Quite the Two-Fer: A Book on Dallas's Historic Parks And a Fund-Raiser for City's Archives
| Photos Courtesy Dallas Municipal Archives, City Secretary's Office |
| From John Slate: "Lake Cliff Park's pool in 1947. The pool was shut down in 1959." |
Says Slate, 99 percent of the photos within come from the archives; photos of the Civilian Conservation Corps camp at White Rock Lake in the mid-'30s came from a private collection donated to the city. And, he tells Unfair Park, more than 90 percent of the pictures have never been published -- since many of them were taken by water utilities over the years to document not parks, but under-construction projects. Which is how a photo of the Triple Underpass downtown wound up in the book; a snapshot of a water main being installed is, 75 years later, a historical document.
Also included: some of George Kessler's original parks plans, picnics at Reverchon Park in the 1930s and Lake Cliff Park back when it was a privately run amusement park. For starters. Says Slate, his tome is actually the third in a series of Arcadia books that consists almost entirely of photos stored in the municipal archives -- forthcoming closer to the State Fair of Texas is Park and Rec assistant director Willis Winters's book on Fair Park, a rare hardback collection in the Arcadia series.

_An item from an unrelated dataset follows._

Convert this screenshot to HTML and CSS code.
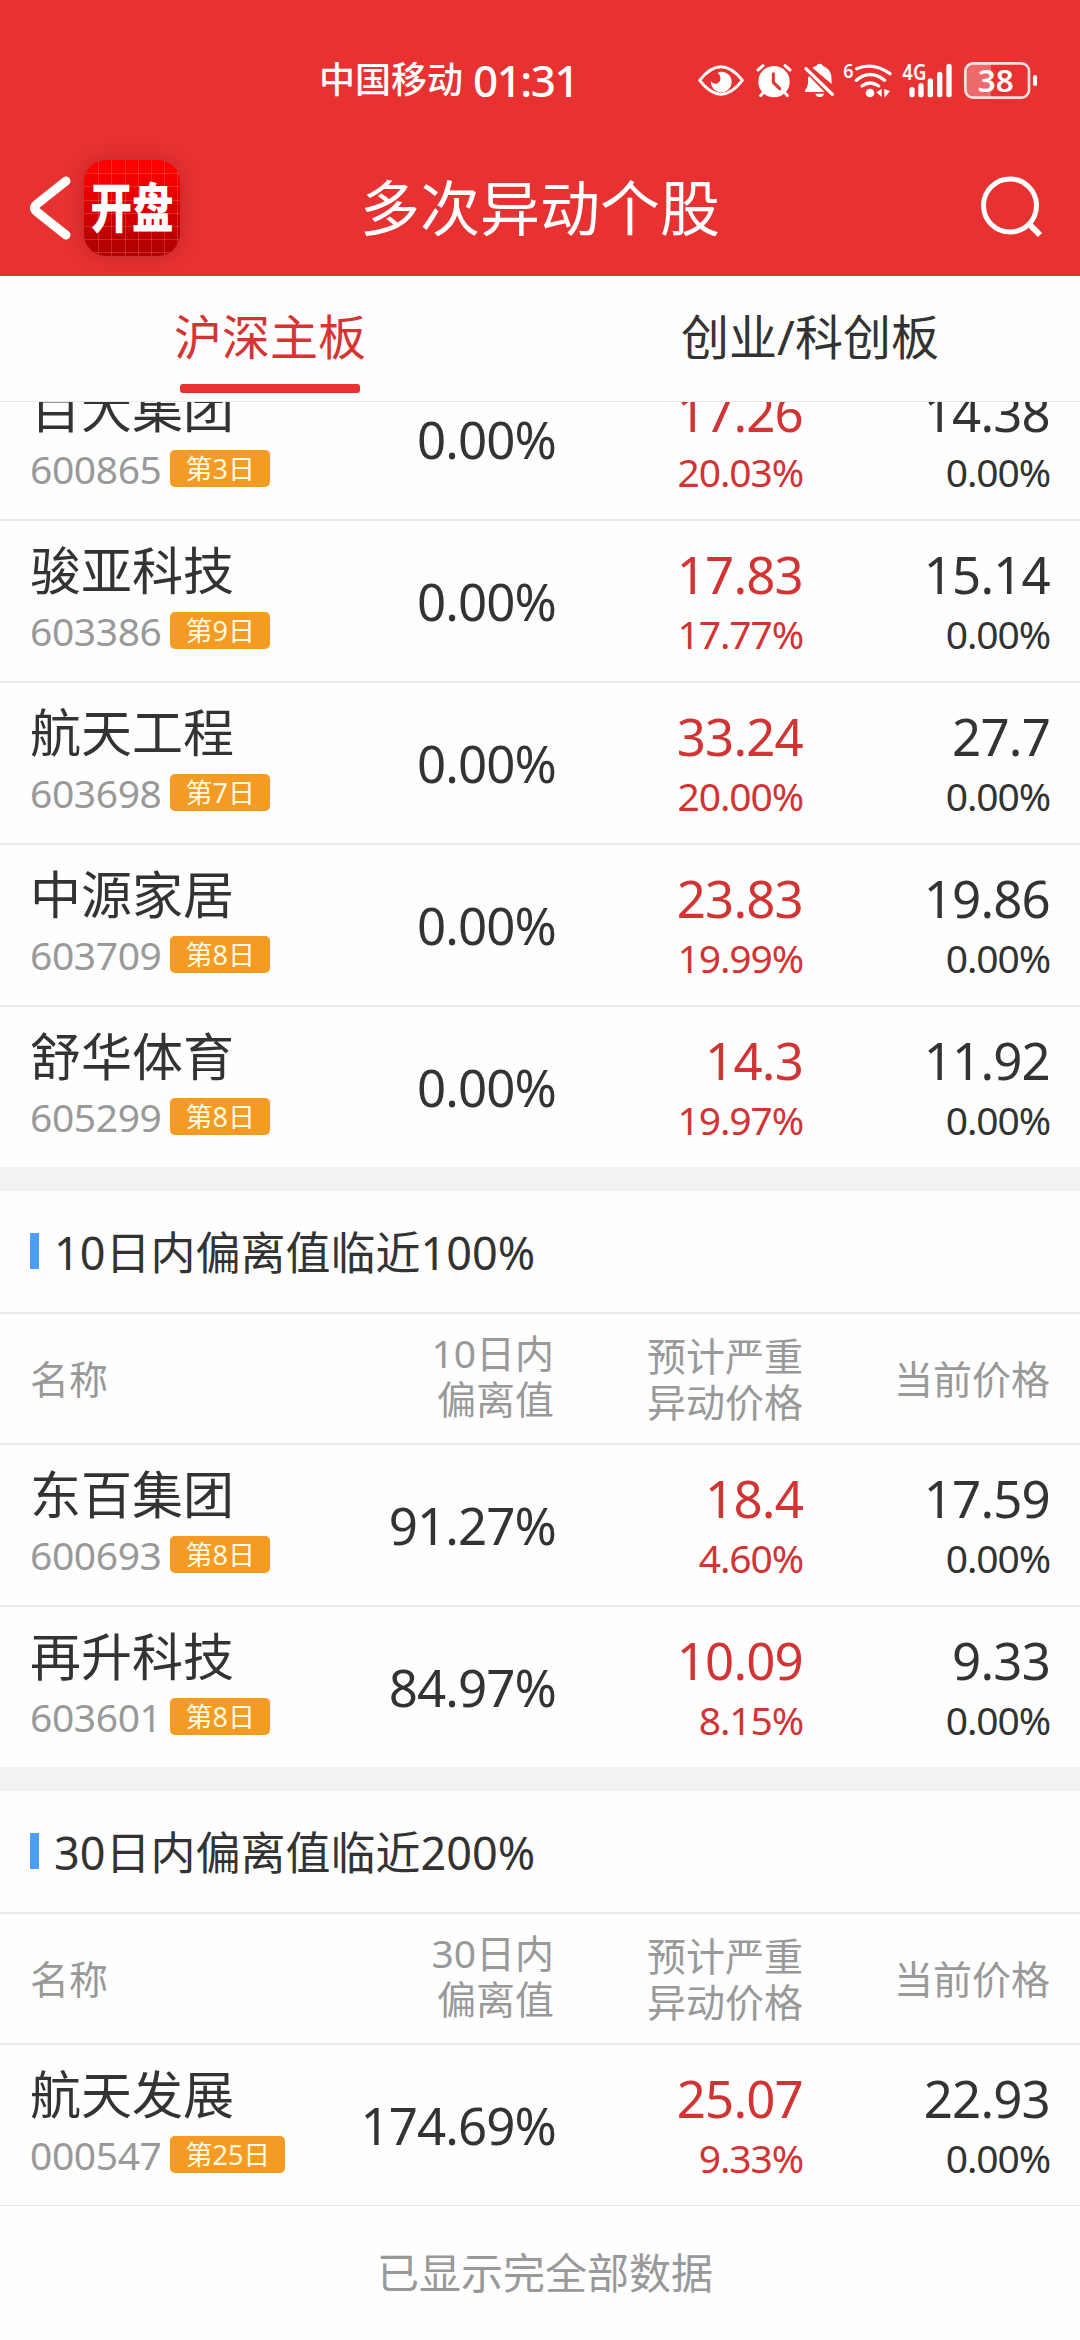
FILE: index.html
```html
<!DOCTYPE html>
<html lang="zh-CN">
  <head>
    <meta charset="UTF-8" />
    <meta name="viewport" content="width=device-width, initial-scale=1.0" />
    <title>多次异动个股</title>
    <link rel="stylesheet" href="styles.css">
  </head>
  <body>
    <header class="header">
      <div class="status-bar">
        <span class="carrier">中国移动</span>
        <span class="time">01:31</span>
        <div class="status-icons">
          <svg class="icon-eye" viewBox="48 60 144 120">
            <path d="M56 121 Q120 40 184 121 Q120 204 56 121 Z" fill="none" stroke="#fff" stroke-width="9" stroke-linejoin="round" />
            <path d="M121 95 A31 31 0 1 1 90 123 C96 134 112 134 117 122 C121 112 116 103 110 99 Q115 95 121 95 Z" fill="#fff" />
          </svg>
          <svg class="icon-alarm" viewBox="222 60 114 120">
            <circle cx="279" cy="125" r="47" fill="#fff" />
            <path d="M231 90 L246 77 M327 90 L312 77 M247 157 L239 167 M311 157 L319 167" stroke="#fff" stroke-width="9" stroke-linecap="round" />
            <path d="M277 101 V127 L296 146" fill="none" stroke="#e83131" stroke-width="9" stroke-linecap="round" stroke-linejoin="round" />
          </svg>
          <svg class="icon-bell" viewBox="363 60 102 120">
            <path d="M374 156 Q369 156 372 151 Q380 144 381 130 V114 L384 108 L431 156 Z M394 83 Q401 79 406 78 Q408 71 416 71 Q424 71 426 78 Q446 85 451 107 L452 132 Z M403 161 H429 Q426 171 416 171 Q406 171 403 161 Z" fill="#fff" />
            <path d="M375 86 L454 163" stroke="#fff" stroke-width="10" stroke-linecap="round" />
          </svg>
          <svg class="icon-wifi" viewBox="486 60 150 120">
            <text x="487" y="114" class="icon-text" font-size="60" textLength="31" lengthAdjust="spacingAndGlyphs">6</text>
            <path d="M527 86 Q577 65 627 101 M526 121 Q567 86 611 121 M543 138 Q567 120 593 138" fill="none" stroke="#fff" stroke-width="10" stroke-linecap="round" />
            <circle cx="567" cy="159" r="13" fill="#fff" />
            <path d="M602 147 V171 L586 157 Z M609 147 L627 153 L611 173 Z" fill="#fff" />
          </svg>
          <svg class="icon-signal" viewBox="660 60 156 120">
            <text x="664" y="120" class="icon-text" font-size="64" textLength="72" lengthAdjust="spacingAndGlyphs">4G</text>
            <path d="M693 149 V164 M720 137 V164 M748 123 V164 M776 103 V164 M804 79 V164" stroke="#fff" stroke-width="16" stroke-linecap="round" />
          </svg>
          <svg class="icon-battery" viewBox="846 60 225 120">
            <path d="M930 71 H876 Q854 71 854 92 V151 Q854 172 876 172 H930 Z" fill="#ef6a6a" />
            <rect x="853" y="70" width="191" height="103" rx="23" fill="none" stroke="#fff" stroke-opacity=".85" stroke-width="8" />
            <rect x="1056" y="105" width="12" height="33" rx="5" fill="#fff" />
            <text x="890" y="155" class="icon-text" font-size="94" textLength="108" lengthAdjust="spacingAndGlyphs">38</text>
          </svg>
        </div>
      </div>
      <div class="nav-bar">
        <div class="nav-left">
          <svg class="back" viewBox="0 0 44 64"><path d="M38 5 L9 28 Q4 32 9 36 L38 59" fill="none" stroke="#fff" stroke-width="9" stroke-linecap="round" stroke-linejoin="round" /></svg>
          <div class="logo"><span>开盘</span></div>
        </div>
        <h1>多次异动个股</h1>
        <svg class="search" viewBox="0 0 64 64"><circle cx="31" cy="30.5" r="26.5" fill="none" stroke="#fff" stroke-width="5" /><path d="M50 49 L61 60" stroke="#fff" stroke-width="6" /></svg>
      </div>
    </header>

    <nav class="tabs">
      <div class="tab active">沪深主板</div>
      <div class="tab">创业/科创板</div>
    </nav>

    <main class="list">
      <section class="group group-scrolled">
        <div class="row">
          <div class="stock"><div class="name">百大集团</div><div class="code">600865<span class="badge">第3日</span></div></div>
          <div class="offset">0.00%</div>
          <div class="price up"><b>17.26</b><i>20.03%</i></div>
          <div class="price"><b>14.38</b><i>0.00%</i></div>
        </div>
        <div class="row">
          <div class="stock"><div class="name">骏亚科技</div><div class="code">603386<span class="badge">第9日</span></div></div>
          <div class="offset">0.00%</div>
          <div class="price up"><b>17.83</b><i>17.77%</i></div>
          <div class="price"><b>15.14</b><i>0.00%</i></div>
        </div>
        <div class="row">
          <div class="stock"><div class="name">航天工程</div><div class="code">603698<span class="badge">第7日</span></div></div>
          <div class="offset">0.00%</div>
          <div class="price up"><b>33.24</b><i>20.00%</i></div>
          <div class="price"><b>27.7</b><i>0.00%</i></div>
        </div>
        <div class="row">
          <div class="stock"><div class="name">中源家居</div><div class="code">603709<span class="badge">第8日</span></div></div>
          <div class="offset">0.00%</div>
          <div class="price up"><b>23.83</b><i>19.99%</i></div>
          <div class="price"><b>19.86</b><i>0.00%</i></div>
        </div>
        <div class="row">
          <div class="stock"><div class="name">舒华体育</div><div class="code">605299<span class="badge">第8日</span></div></div>
          <div class="offset">0.00%</div>
          <div class="price up"><b>14.3</b><i>19.97%</i></div>
          <div class="price"><b>11.92</b><i>0.00%</i></div>
        </div>
      </section>

      <section class="group">
        <h2>10日内偏离值临近100%</h2>
        <div class="row-head">
          <div>名称</div>
          <div class="head-offset">10日内<br />偏离值</div>
          <div>预计严重<br />异动价格</div>
          <div>当前价格</div>
        </div>
        <div class="row">
          <div class="stock"><div class="name">东百集团</div><div class="code">600693<span class="badge">第8日</span></div></div>
          <div class="offset">91.27%</div>
          <div class="price up"><b>18.4</b><i>4.60%</i></div>
          <div class="price"><b>17.59</b><i>0.00%</i></div>
        </div>
        <div class="row">
          <div class="stock"><div class="name">再升科技</div><div class="code">603601<span class="badge">第8日</span></div></div>
          <div class="offset">84.97%</div>
          <div class="price up"><b>10.09</b><i>8.15%</i></div>
          <div class="price"><b>9.33</b><i>0.00%</i></div>
        </div>
      </section>

      <section class="group">
        <h2>30日内偏离值临近200%</h2>
        <div class="row-head">
          <div>名称</div>
          <div class="head-offset">30日内<br />偏离值</div>
          <div>预计严重<br />异动价格</div>
          <div>当前价格</div>
        </div>
        <div class="row">
          <div class="stock"><div class="name">航天发展</div><div class="code">000547<span class="badge">第25日</span></div></div>
          <div class="offset">174.69%</div>
          <div class="price up"><b>25.07</b><i>9.33%</i></div>
          <div class="price"><b>22.93</b><i>0.00%</i></div>
        </div>
      </section>
    </main>

    <footer class="footer">已显示完全部数据</footer>
  </body>
</html>
```
FILE: styles.css
```css
* {
  box-sizing: border-box;
}

body {
  margin: 0;
  width: 1080px;
  height: 2340px;
  overflow: hidden;
  background-color: #fefefe;
  color: #333;
  font-family: "Noto Sans", "Noto Sans CJK SC", sans-serif;
}

h1,
h2 {
  margin: 0;
  font-weight: 400;
}

.header {
  height: 276px;
  background-color: #e83131;
  color: #fff;
}

/* Status bar */
.status-bar {
  display: flex;
  align-items: center;
  height: 140px;
  padding: 20px 42px 0 319px;
  line-height: 60px;
}

.carrier {
  font-size: 36px;
  font-weight: 500;
}

.time {
  margin-left: 10px;
  font-size: 44px;
  font-weight: 500;
  letter-spacing: -1.5px;
}

.status-icons {
  display: flex;
  margin-left: auto;
}

.status-icons svg {
  height: 40px;
  overflow: visible;
}

.icon-text {
  font-family: "Noto Sans", sans-serif;
  font-weight: 600;
  fill: #fff;
}

.icon-eye {
  width: 48px;
  margin-right: 10px;
}

.icon-alarm {
  width: 38px;
  margin-right: 9px;
}

.icon-bell {
  width: 34px;
  margin-right: 7px;
}

.icon-wifi {
  width: 50px;
  margin-right: 8px;
}

.icon-signal {
  width: 52px;
  margin-right: 10px;
}

.icon-battery {
  width: 75px;
}

/* Navigation */
.nav-bar {
  display: grid;
  grid-template-columns: 1fr auto 1fr;
  align-items: center;
  height: 136px;
  padding: 0 37px 0 28px;
}

.nav-left {
  display: flex;
  align-items: center;
  gap: 12px;
}

.back {
  width: 44px;
  height: 64px;
}

.logo {
  display: flex;
  align-items: center;
  justify-content: center;
  width: 96px;
  height: 96px;
  border-radius: 22px;
  background:
    repeating-linear-gradient(90deg, transparent 0 12.2px, rgba(255, 255, 255, 0.16) 12.2px 13.2px) 2px 0,
    repeating-linear-gradient(transparent 0 12.2px, rgba(255, 255, 255, 0.16) 12.2px 13.2px) 0 1px,
    linear-gradient(#ff0000 10%, #b40000 90%);
  box-shadow: 0 0 18px rgba(110, 20, 20, 0.35);
}

.logo span {
  font-size: 50px;
  font-weight: 900;
  line-height: 96px;
  white-space: nowrap;
  transform: scale(0.83, 1.06);
}

h1 {
  padding-left: 9px;
  font-size: 60px;
  line-height: 136px;
}

.search {
  justify-self: end;
  width: 64px;
  height: 64px;
  margin-top: -3px;
}

/* Tabs */
.tabs {
  display: flex;
  height: 126px;
  border-bottom: 1px solid #e6e6e6;
}

.tab {
  flex: 1;
  padding-top: 24px;
  font-size: 48px;
  line-height: 73px;
  text-align: center;
}

.tab.active {
  color: #d83333;
}

.tab.active::after {
  content: "";
  display: block;
  width: 180px;
  height: 9px;
  margin: 11px auto 0;
  border-radius: 3px;
  background-color: #e83131;
}

/* List */
.list {
  overflow: hidden;
}

.group + .group {
  border-top: 24px solid #f2f2f2;
}

/* first group is scrolled partly under the tabs */
.group-scrolled {
  margin-top: -43px;
}

h2 {
  display: flex;
  align-items: center;
  height: 123px;
  padding: 0 0 2px 30px;
  border-bottom: 2px solid #e9e9e9;
  font-size: 45px;
}

h2::before {
  content: "";
  width: 9px;
  height: 36px;
  margin: 1px 15px 0 0;
  background-color: #4c9eff;
}

.row,
.row-head {
  display: grid;
  grid-template-columns: 1fr 250px 247px 247px;
  padding: 0 30px;
  border-bottom: 2px solid #e9e9e9;
  text-align: right;
}

.row {
  height: 162px;
}

.row:last-child {
  height: 160px;
  border-bottom: none;
}

.group:last-child .row:last-child {
  height: 161px;
  border-bottom: 1px solid #e9e9e9;
}

.row-head {
  align-items: center;
  height: 131px;
  color: #999;
  font-size: 39px;
  line-height: 46px;
}

.row-head div:first-child {
  text-align: left;
}

.head-offset {
  padding: 0 2px 6px 0;
}

.stock {
  padding-top: 19px;
  text-align: left;
  white-space: nowrap;
}

.name {
  font-size: 51px;
  line-height: 60px;
}

.code {
  display: flex;
  align-items: center;
  height: 61px;
  color: #999;
  font-size: 39px;
  letter-spacing: -0.4px;
}

.badge {
  height: 37px;
  margin-left: 9px;
  padding: 0 15px;
  border-radius: 5px;
  background-color: #f59a23;
  color: #fffbe0;
  font-size: 27px;
  letter-spacing: 0;
  line-height: 37px;
}

.offset {
  font-size: 51px;
  line-height: 160px;
  letter-spacing: -0.9px;
}

.price {
  padding-top: 23px;
}

.price b,
.price i {
  display: block;
  font-size: 51px;
  font-style: normal;
  font-weight: 400;
  line-height: 60px;
  letter-spacing: -0.8px;
}

.price i {
  font-size: 39px;
  letter-spacing: -1.1px;
}

.up {
  color: #d23434;
}

.footer {
  padding-left: 10px;
  color: #999;
  font-size: 42px;
  line-height: 134px;
  text-align: center;
}
```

But, perhaps most impressive is the fact that Slate's not making a cent off this: All his royalties from the project -- let's say, oh, 'bout a buck a book -- will go directly back into the municipal archives at Dallas City Hall. That, right there, that's a damned good idea. Also, mark it down: There's a big book-signing August 18 in Arlington Hall at Lee Park. Speaking of ... jump!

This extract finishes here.